By George Kevin Jordan, Special to the AFRO
Mayor Muriel Bowser announced a bus lane pilot program that would provide “bus only” lanes on two of the District’s busiest streets, in order to improve transit time for commuters and reduce congestion on the road.
“These designated bus lanes on H and I Streets Northwest are part of our summer pilot as we continue to look for ways to make transportation more efficient for commuters,” Bowser said.
The pilot program runs from now until September 27.
Bowser said of the particular streets chosen: “Each day more than 80,000 people, or 40 percent of all Metro bus riders, ride buses that use H or I Streets on a portion of their route. On the busiest blocks we can see up to 70 buses per hour and that’s just a small demonstration of how many people are moving through our downtown.”
People use these buses to get to and from work, get to appointments, connect to Metro. People travel through here for many reasons and while we hope the painted red lanes and signage will deliver the message that lese lanes are for buses only, we also know that isn’t enough.”
Bowser said the both Department of Public Works (DPW) and Metropolitan Police Department (MPD) will be be collaborating to make sure other vehicles do not use the designated lanes.
“Our hope is to find a way, particularly in this coordinated effort to move more quickly and attract more riders. The future of transportation is going to be finding continuous ways to get cars off our already congested roads.”

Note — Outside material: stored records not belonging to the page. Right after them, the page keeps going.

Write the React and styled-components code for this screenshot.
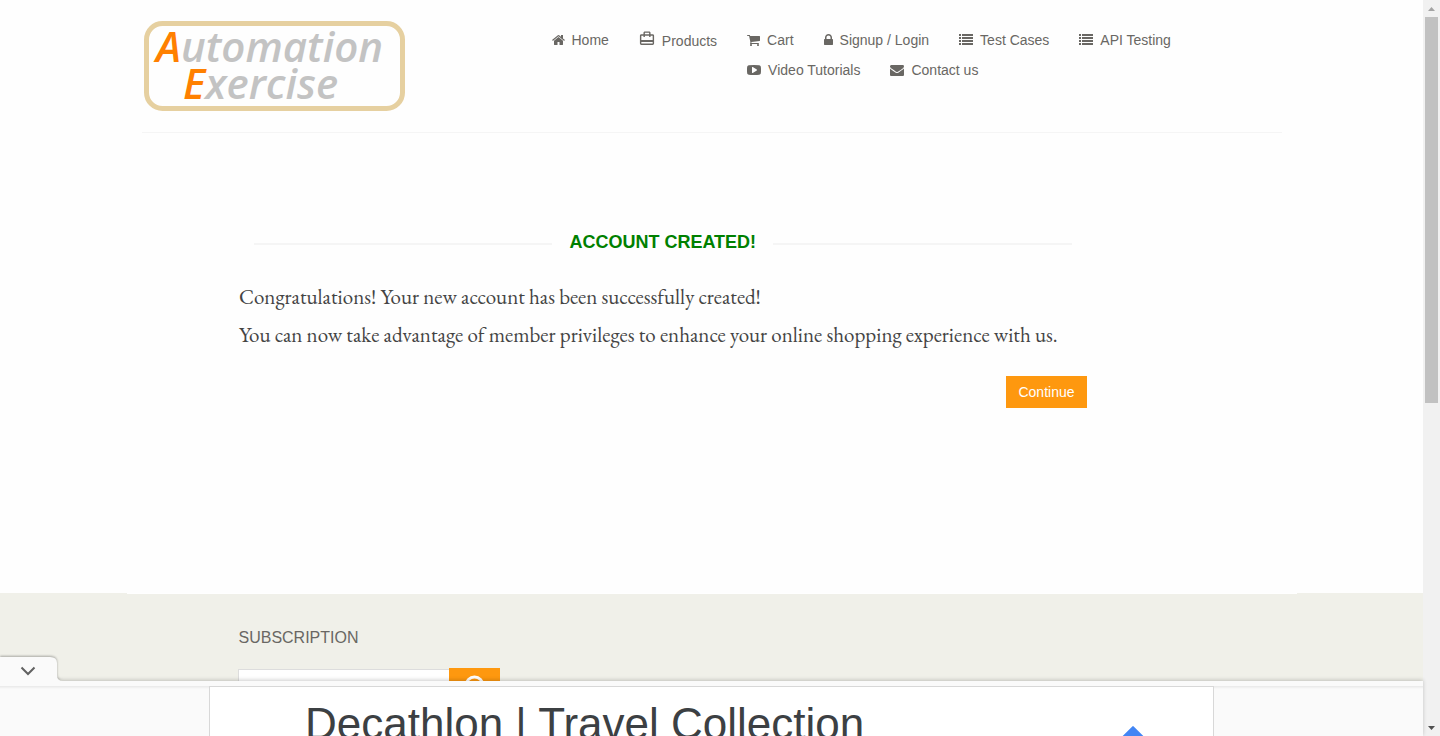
import React from "react";
import styled, { createGlobalStyle, css } from "styled-components";

const sans = '"Liberation Sans", Arial, sans-serif';
const orange = "#fe980f";
const ink = "#696763";

const GlobalStyle = createGlobalStyle`
  * { box-sizing: border-box; }
  body {
    margin: 0;
    background: #fefefe;
    font: 14px/20px ${sans};
    color: ${ink};
  }
`;

const Shell = styled.div`
  display: flex;
  height: 100vh;
  overflow: hidden;
`;

const Page = styled.div`
  flex: 1;
  min-width: 0;
  overflow: hidden;
`;

const Container = styled.div`
  width: 100%;
  max-width: 1170px;
  margin: 0 auto;
  padding: 0 15px;
`;

const HeaderRow = styled.div`
  display: flex;
  align-items: flex-start;
  padding-top: 21px;
  padding-bottom: 21px;
  border-bottom: 1px solid #f5f5f5;
`;

const LogoLink = styled.a`
  display: block;
  flex: none;
  margin-left: 2px;
  svg { display: block; }
`;

const Nav = styled.nav`
  flex: 1;
  display: flex;
  gap: 30px;
  margin-left: 147px;
  padding-top: 4px;
`;

const NavList = styled.ul`
  display: flex;
  flex-wrap: wrap;
  align-content: flex-start;
  column-gap: 30px;
  margin: 0;
  padding: 0;
  list-style: none;
  ${(p) => p.$grow && css`flex: 1;`}
`;

const NavLink = styled.a`
  display: flex;
  align-items: center;
  gap: 7px;
  height: 30px;
  color: ${ink};
  text-decoration: none;
  white-space: nowrap;
  ${(p) => p.$tall && css`
    height: 32px;
    svg { margin-bottom: 6px; }
  `}
`;

const Message = styled.section`
  width: 75%;
  min-height: 460px;
  margin-left: calc(100% / 12);
  padding: 99px 15px 0;
`;

const Title = styled.h2`
  display: flex;
  align-items: center;
  gap: 17px;
  margin: 0 15px 31px;
  color: green;
  font-size: 18px;
  line-height: 20px;
  text-transform: uppercase;
  &::before, &::after {
    content: "";
    flex: 1;
    height: 2px;
    margin-top: 4px;
    background: #f5f5f5;
  }
`;

const Copy = styled.p`
  margin: 0 0 10px;
  color: #444;
  font: 21px/28px Garamond, "EB Garamond", "Liberation Serif", serif;
`;

const Actions = styled.div`
  display: flex;
  justify-content: flex-end;
  padding-top: 17px;
`;

const ContinueLink = styled.a`
  padding: 6px 12px;
  background: ${orange};
  color: #fff;
  text-decoration: none;
`;

const Row = styled.div`
  width: 100%;
  max-width: 1170px;
  margin: 0 auto;
`;

const Footer = styled.footer`
  background: #f0f0e9;
`;

const FooterInner = styled(Row)`
  border-top: 1px solid #fff;
  padding: 34px 15px 60px;
`;

const Subscribe = styled.form`
  width: 262px;
  margin-left: calc(100% / 12 + 2px);
`;

const SubscribeTitle = styled.h2`
  margin: 0 0 20px;
  font-size: 16px;
  font-weight: 400;
  line-height: 20px;
  text-transform: uppercase;
`;

const SubscribeRow = styled.div`
  display: flex;
  align-items: flex-start;
  input {
    flex: 1;
    min-width: 0;
    height: 33px;
    margin-top: 1px;
    border: 1px solid #ddd;
    border-right: 0;
    background: #fff;
  }
  button {
    width: 51px;
    height: 34px;
    padding: 6px 14px;
    border: 0;
    background: ${orange};
  }
  svg { display: block; }
`;

const AdBar = styled.aside`
  position: fixed;
  left: 0;
  right: 17px;
  bottom: 0;
  height: 55px;
  padding-top: 5px;
  background: #fafafa;
  box-shadow: 0 -1px 4px rgba(0, 0, 0, 0.2);
`;

const AdTab = styled.button`
  position: absolute;
  left: 0;
  bottom: 100%;
  padding: 0;
  border: 0;
  background: none;
  svg { display: block; }
`;

const AdTrack = styled.div`
  height: 50px;
  overflow: hidden;
  background: linear-gradient(#e8e8e8, #fafafa 3px);
`;

const AdCard = styled.a`
  display: flex;
  justify-content: space-between;
  width: 100%;
  max-width: 1005px;
  height: 90px;
  margin: 0 auto;
  padding: 12px 68px 0 95px;
  border: 1px solid #d8d8d8;
  background: #fff;
  color: #3c4043;
  font-size: 44px;
  line-height: 50px;
  text-decoration: none;
  svg { margin-top: 26px; }
`;

const Scrollbar = styled.div`
  flex: none;
  display: flex;
  flex-direction: column;
  align-items: center;
  width: 17px;
  background: #f1f1f1;
  svg { display: block; flex: none; }
`;

const Track = styled.div`
  flex: 1;
  width: 13px;
`;

const Thumb = styled.div`
  height: 55%;
  background: #c1c1c1;
`;

const glyphs = {
  home: [1664, "M1472 992v480q0 26-19 45t-45 19h-384v-384h-256v384h-384q-26 0-45-19t-19-45v-480q0-1 .5-3t.5-3l575-474 575 474q1 2 1 6zm223-69l-62 74q-8 9-21 11h-3q-13 0-21-7l-692-577-692 577q-12 8-24 7-13-2-21-11l-62-74q-8-10-7-23.5t11-21.5l719-599q32-26 76-26t76 26l244 204v-195q0-14 9-23t23-9h192q14 0 23 9t9 23v408l219 182q10 8 11 21.5t-7 23.5z"],
  cart: [1664, "M704 1536q0 52-38 90t-90 38-90-38-38-90 38-90 90-38 90 38 38 90zm896 0q0 52-38 90t-90 38-90-38-38-90 38-90 90-38 90 38 38 90zm128-1088v512q0 24-16.500 42.500t-40.500 21.500l-1044 122q13 60 13 70 0 16-24 64h920q26 0 45 19t19 45-19 45-45 19h-1024q-26 0-45-19t-19-45q0-11 8-31.500t16-36 21.500-40 15.500-29.500l-177-823h-204q-26 0-45-19t-19-45 19-45 45-19h256q16 0 28.500 6.500t19.500 15.500 13 24.500 8 26 5.500 29.500 4.500 26h1201q26 0 45 19t19 45z"],
  lock: [1152, "M640 768h512v-192q0-106-75-181t-181-75-181 75-75 181v192zm832 96v576q0 40-28 68t-68 28h-960q-40 0-68-28t-28-68v-576q0-40 28-68t68-28h32v-192q0-184 132-316t316-132 316 132 132 316v192h32q40 0 68 28t28 68z"],
  list: [1792, "M0 128h256v256H0zM384 128h1408v256H384zM0 512h256v256H0zM384 512h1408v256H384zM0 896h256v256H0zM384 896h1408v256H384zM0 1280h256v256H0zM384 1280h1408v256H384z"],
  video: [1792, "M1280 896q0-37-30-54l-512-320q-31-20-65-2-33 18-33 56v640q0 38 33 56 16 8 31 8 20 0 34-10l512-320q30-17 30-54zm512 0q0 96-1 150t-8.500 136.500-22.500 147.500q-16 73-69 123t-124 58q-222 25-671 25t-671-25q-71-8-124.500-58t-69.500-123q-14-65-21.500-147.500t-8.500-136.500-1-150 1-150 8.500-136.500 22.500-147.500q16-73 69-123t124-58q222-25 671-25t671 25q71 8 124.500 58t69.500 123q14 65 21.500 147.500t8.500 136.500 1 150z"],
  mail: [1792, "M1792 710v794q0 66-47 113t-113 47h-1472q-66 0-113-47t-47-113v-794q44 49 101 87 362 246 497 345 57 42 92.500 65.500t94.500 48 110 24.500h2q51 0 110-24.500t94.500-48 92.500-65.500q170-123 498-345 57-39 100-87zm0-294q0 79-49 151t-122 123q-376 261-468 325-10 7-42.500 31t-54 38.500-52 32.500-57.500 27-50 9h-2q-23 0-50-9t-57.500-27-52-32.500-54-38.500-42.500-31q-91-64-262-182.500t-205-142.500q-62-42-117-115.500t-55-136.500q0-78 41.500-130t118.500-52h1472q65 0 112.500 47t47.500 113z"],
};

function Glyph({ name }) {
  const [w, d] = glyphs[name];
  return (
    <svg width={w / 128} height="14" viewBox={`${(1792 - w) / 2} 0 ${w} 1792`} fill="currentColor" aria-hidden="true">
      <path d={d} />
    </svg>
  );
}

function CaseIcon() {
  return (
    <svg width="16" height="17" viewBox="1 0 22 24" fill="currentColor" aria-hidden="true">
      <path d="M20 6h-3V4c0-1.110-.89-2-2-2H9c-1.110 0-2 .89-2 2v2H4c-1.110 0-2 .89-2 2v11c0 1.110.89 2 2 2h16c1.110 0 2-.89 2-2V8c0-1.110-.89-2-2-2zM9 4h6v2H9V4zm11 15H4v-2h16v2zm0-5H4V8h3v2h2V8h6v2h2V8h3v6z" />
    </svg>
  );
}

const links = [
  ["cart", "Cart"],
  ["lock", "Signup / Login"],
  ["list", "Test Cases"],
  ["list", "API Testing"],
  ["video", "Video Tutorials"],
  ["mail", "Contact us"],
];

function Logo() {
  return (
    <svg width="261" height="90" viewBox="0 0 261 90" role="img" aria-label="Automation Exercise">
      <rect x="2.500" y="2.500" width="256" height="85" rx="16" fill="#fefefe" stroke="#e6d0a0" strokeWidth="5" />
      <g fontFamily="'Open Sans', sans-serif" fontStyle="italic" fontWeight="600" fontSize="42" fill="#c3c3c3">
        <text x="12" y="41"><tspan fill="#ff8000">A</tspan>utomation</text>
        <text x="39" y="78"><tspan fill="#ff8000">E</tspan>xercise</text>
      </g>
    </svg>
  );
}

export default function App() {
  return (
    <Shell>
      <GlobalStyle />
      <Page>
        <Container as="header">
          <HeaderRow>
            <LogoLink href="#home"><Logo /></LogoLink>
            <Nav>
              <NavList>
                <li><NavLink href="#home"><Glyph name="home" />Home</NavLink></li>
                <li><NavLink href="#products" $tall><CaseIcon />Products</NavLink></li>
              </NavList>
              <NavList $grow>
                {links.map(([icon, label]) => (
                  <li key={label}><NavLink href="#nav"><Glyph name={icon} />{label}</NavLink></li>
                ))}
              </NavList>
            </Nav>
          </HeaderRow>
        </Container>
        <Row as="main">
          <Message>
            <Title>Account Created!</Title>
            <Copy>Congratulations! Your new account has been successfully created!</Copy>
            <Copy>You can now take advantage of member privileges to enhance your online shopping experience with us.</Copy>
            <Actions><ContinueLink href="#continue">Continue</ContinueLink></Actions>
          </Message>
        </Row>
        <Footer>
          <FooterInner>
            <Subscribe>
              <SubscribeTitle>Subscription</SubscribeTitle>
              <SubscribeRow>
                <input type="email" aria-label="Your email address" />
                <button type="button" aria-label="Subscribe">
                  <svg width="23" height="23" viewBox="0 0 23 23" fill="none" stroke="#fff" strokeWidth="3">
                    <circle cx="11.500" cy="11.500" r="8.500" />
                    <path d="M7 11.500h8M11.500 8l3.500 3.500-3.500 3.500" strokeWidth="2" />
                  </svg>
                </button>
              </SubscribeRow>
            </Subscribe>
          </FooterInner>
        </Footer>
      </Page>
      <Scrollbar aria-hidden="true">
        <svg width="17" height="17"><path d="M5 11h7L8.500 7z" fill="#a3a3a3" /></svg>
        <Track><Thumb /></Track>
        <svg width="17" height="17"><path d="M5 7h7l-3.500 4z" fill="#505050" /></svg>
      </Scrollbar>
      <AdBar>
        <AdTab type="button" aria-label="Hide advertisement">
          <svg width="66" height="27" viewBox="0 0 66 27">
            <path d="M0 3h50q7 0 7 6v12q0 6 6 6H0z" fill="#fafafa" style={{ filter: "drop-shadow(0 -1px 1px rgba(0,0,0,.3))" }} />
            <path d="M21.500 13.500l6.500 6.500 6.500-6.500" fill="none" stroke="#616161" strokeWidth="2" />
          </svg>
        </AdTab>
        <AdTrack>
          <AdCard href="#ad">
            Decathlon | Travel Collection
            <svg width="24" height="24" viewBox="0 0 24 24" aria-hidden="true">
              <rect x="4" y="4" width="16" height="16" rx="1" fill="#4285f4" transform="rotate(45 12 12)" />
            </svg>
          </AdCard>
        </AdTrack>
      </AdBar>
    </Shell>
  );
}
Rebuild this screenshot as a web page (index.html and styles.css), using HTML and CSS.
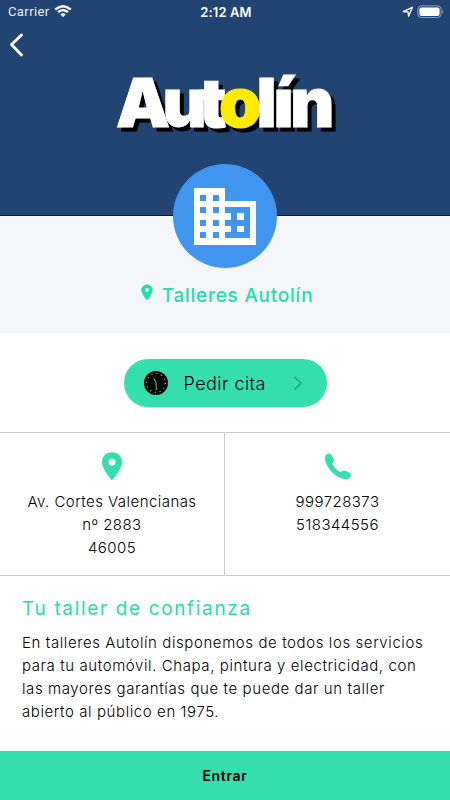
FILE: index.html
```html
<!DOCTYPE html>
<html lang="es">
<head>
<meta charset="utf-8">
<title>Talleres Autolín</title>
<link rel="stylesheet" href="styles.css">
</head>
<body>
<main class="screen">
  <header class="hero">
    <div class="status">
      <div class="status-left"><span>Carrier</span>
        <svg width="18" height="13" viewBox="0 0 18 13"><path d="M9 12.2 6.3 9.3Q9 7.2 11.7 9.3Z" fill="#fff"/><path d="M4.1 7.2Q9 3.1 13.9 7.2M1.3 4.5Q9-2 16.7 4.5" fill="none" stroke="#fff" stroke-width="2.3"/></svg>
      </div>
      <span class="clock">2:12 AM</span>
      <div class="status-right">
        <svg width="12" height="12" viewBox="0 0 12 12"><path d="M1.2 5.7 10.4 1.3 6.6 10.3 6.1 6Z" fill="none" stroke="#fff" stroke-width="1.3" stroke-linejoin="round"/></svg>
        <svg width="27" height="14" viewBox="0 0 27 14"><rect x=".9" y=".9" width="23.2" height="11.6" rx="3.4" fill="none" stroke="#8b9fba"/><rect x="2.4" y="2.4" width="20.2" height="8.6" rx="2" fill="#fff"/><path d="M25.2 4.7Q27.4 6.7 25.2 8.7Z" fill="#8b9fba"/></svg>
      </div>
    </div>
    <svg class="back" width="20" height="26" viewBox="0 0 20 26"><path d="M14.5 3 4.5 12.5 14.5 23" fill="none" stroke="#fff" stroke-width="2.8" stroke-linecap="round" stroke-linejoin="round"/></svg>
    <div class="logo"><span class="tight">Aut</span><span class="yellow">o</span>lín</div>
  </header>
  <section class="identity">
    <div class="avatar">
      <svg width="64" height="58" viewBox="0 0 64 58"><path fill="#fff" fill-rule="evenodd" d="M1 1H32V14H63V58H1ZM7 8V14H13V8ZM20 8V14H26V8ZM7 20V26H13V20ZM20 20V26H26V20ZM7 33V39H13V33ZM20 33V39H26V33ZM7 45V51H13V45ZM20 45V51H26V45ZM32 20V26H38V33H32V39H38V45H32V51H57V20ZM44 26H51V33H44ZM44 39H51V45H44Z"/></svg>
    </div>
    <h1 class="name"><svg width="12" height="17" viewBox="0 0 12 17"><path fill-rule="evenodd" d="M6 .5C2.8.5.4 2.9.4 6 .4 10.1 6 16.4 6 16.4S11.6 10.1 11.6 6C11.6 2.9 9.2.5 6 .5ZM6 4A2 2 0 1 1 6 8 2 2 0 0 1 6 4Z"/></svg><span>Talleres Autolín</span></h1>
  </section>
  <section class="booking">
    <button class="book">
      <svg class="dial" width="24" height="24" viewBox="0 0 24 24"><circle cx="12" cy="12" r="12"/><circle cx="12" cy="12" r="9.4" fill="none" stroke="#34dfad" stroke-width="1.1" stroke-dasharray="1.2 3.72"/><path d="M10 7.5 12 11.5 12.3 19" fill="none" stroke="#34dfad" stroke-width="1"/></svg>
      <span>Pedir cita</span>
      <svg class="next" width="10" height="16" viewBox="0 0 10 16"><path d="M1.5 1.800 8 8.200 1.500 14.500" fill="none" stroke="#28a984" stroke-width="1.8"/></svg>
    </button>
  </section>
  <section class="contact">
    <div class="cell">
      <svg width="20" height="29" viewBox="0 0 20 29"><path fill-rule="evenodd" d="M10 .3C4.2.3 0 4.5 0 10 0 17.5 10 28.3 10 28.3S20 17.5 20 10C20 4.5 15.8.3 10 .3ZM10 6.5A3.5 3.5 0 1 1 10 13.5 3.5 3.5 0 0 1 10 6.5Z"/></svg>
      <span>Av. Cortes Valencianas</span><span>nº 2883</span><span>46005</span>
    </div>
    <div class="cell">
      <svg width="28" height="29" viewBox="0 0 28 29"><path d="M1 5.5C1 3 3.2 1.300 5.700 1.500 8 3 9.300 5.500 10 8 9.800 10 8.700 10.500 8.300 11.800 9.500 15 13 18.500 16 20 18 20 18.500 18.200 20.500 18.400 23 18.900 26.500 20.800 27 22.500 27.300 24.700 25.300 27 22.300 27.200 12 27 .5 14.500 1 5.500Z"/></svg>
      <span>999728373</span><span>518344556</span>
    </div>
  </section>
  <section class="about">
    <h2>Tu taller de confianza</h2>
    <p><span>En talleres Autolín disponemos de todos los servicios</span>
    <span>para tu automóvil. Chapa, pintura y electricidad, con</span>
    <span>las mayores garantías que te puede dar un taller</span>
    <span>abierto al público en 1975.</span></p>
  </section>
  <button class="enter">Entrar</button>
</main>
</body>
</html>
```
FILE: styles.css
```css
* { box-sizing: border-box; }
body { margin: 0; background: #fff; color: #000; font-family: Inter, "Liberation Sans", sans-serif; }
svg { display: block; flex: none; }
button { border: 0; padding: 0; font: inherit; color: #000; background: #34dfad; }
.screen { width: 450px; height: 800px; display: flex; flex-direction: column; overflow: hidden; }
.hero { height: 216px; background: #214472; border-bottom: 1px solid #000c60; }
.status { height: 23px; padding: 0 6px 0 8px; display: grid; grid-template-columns: 1fr auto 1fr; align-items: center; color: #fff; font-size: 13px; }
.status-left { display: flex; align-items: center; gap: 4px; font-family: Roboto, sans-serif; letter-spacing: .4px; color: #e9eef5; }
.status-right { display: flex; align-items: center; justify-content: flex-end; gap: 3px; }
.clock { font-weight: 600; letter-spacing: .1px; }
.back { margin: 9px 0 0 7px; }
.logo { margin: 2px 0 0 116px; width: 225px; height: 84px; line-height: 84px; white-space: nowrap; font-weight: 900; font-size: 68px; letter-spacing: -3.2px; color: #fff; -webkit-text-stroke: 1px currentColor; filter: drop-shadow(4px 4px 0 #000); }
.tight { letter-spacing: -7.5px; }
.yellow { color: #ffea00; letter-spacing: -4.9px; }
.identity { height: 117px; background: #f4f6fa; display: flex; flex-direction: column; align-items: center; }
.avatar { width: 104px; height: 104px; margin-top: -52px; border-radius: 50%; background: #4095ee; position: relative; display: flex; align-items: center; justify-content: center; flex: none; }
.name { margin: 16px 0 0 4px; display: flex; gap: 9px; font-size: 19px; line-height: 24px; font-weight: 500; letter-spacing: .75px; color: #20dfa7; }
.name svg { fill: #20dfa7; }
.booking { height: 99px; padding-top: 26px; display: flex; justify-content: center; }
.book { width: 203px; height: 48px; border-radius: 24px; padding: 0 24px 0 20px; display: flex; align-items: center; font-size: 18px; }
.book span { margin-left: 16px; font-weight: 300; letter-spacing: .45px; }
.next { margin-left: auto; }
.contact { height: 144px; display: grid; grid-template-columns: 225px 225px; border-top: 1px solid #ccc; border-bottom: 1px solid #ccc; }
.cell { padding-top: 19px; display: flex; flex-direction: column; align-items: center; font-size: 15px; line-height: 23px; font-weight: 300; letter-spacing: .45px; }
.cell:first-child { border-right: 1px solid #ccc; }
.cell svg { fill: #34dfad; margin-bottom: 9px; }
.about { height: 175px; padding: 20px 22px 0; }
.about h2 { margin: 0; font-size: 19px; line-height: 26px; font-weight: 400; letter-spacing: 1.65px; color: #20dfa7; white-space: nowrap; }
.about p { margin: 9px 0 0; font-size: 15px; line-height: 23px; font-weight: 300; letter-spacing: .59px; }
.about p span { display: block; white-space: nowrap; }
.enter { height: 49px; padding-bottom: 1px; font-size: 14px; font-weight: 600; letter-spacing: .7px; }
```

“This pilot is an important opportunity to demonstrate the critical role of dedicated bus lanes, to improve bus service and relieve congestion,” said Metro General Manager/ CEO Paul J. Wiedefeld. “We commend Mayor Bowser for her leadership and commitment to creating a strong and reliable bus system that will provide better, more efficient service for our Metrobus customers.”
The lanes will be dedicated bus lanes from 7:00 a.m. – 9:30 a.m. and from 4:00 p.m. – 6:30 p.m. The bus lanes will operate in the right curb lane on H Street between 18th Street and 14th Street N.W. and along I Street N.W. between 13th Street N.W. and 20th Street N.W.
“This pilot will give us important data about how we can make bus travel more reliable and attractive for residents and commuters traveling through downtown every day,” said District Department of Transportation (DDOT) Director Jeff Marootian. “Improving bus reliability is a major step in the right direction for meeting our sustainable transportation goals.”
Bowser and her administration have pushed several initiatives during budget season to make transit easier and more efficient.
As part of their budget proposal, the mayor’s office earmarked:
- $4.7 million for Vision Zero initiatives, including $2.8 million to hire 40 new enforcement officers, with 20 of those officers dedicated to bike lane enforcement
- $700,000 to expand pick-up and drop-off zones for ridesharing; $150,000 to install 500 additional bicycle racks
- $300,000 for open streets events.
- $122 million for a new K Street N.W. Transitway and $240 million for new streetscaping projects, including the reconstruction of “Dave Thomas Circle.”
However, in the final D.C. Council vote approving $15.5 billion, of the things nixed was the free portion of the D.C. circulator. The program is still expected to expand to Ward 7 and other areas.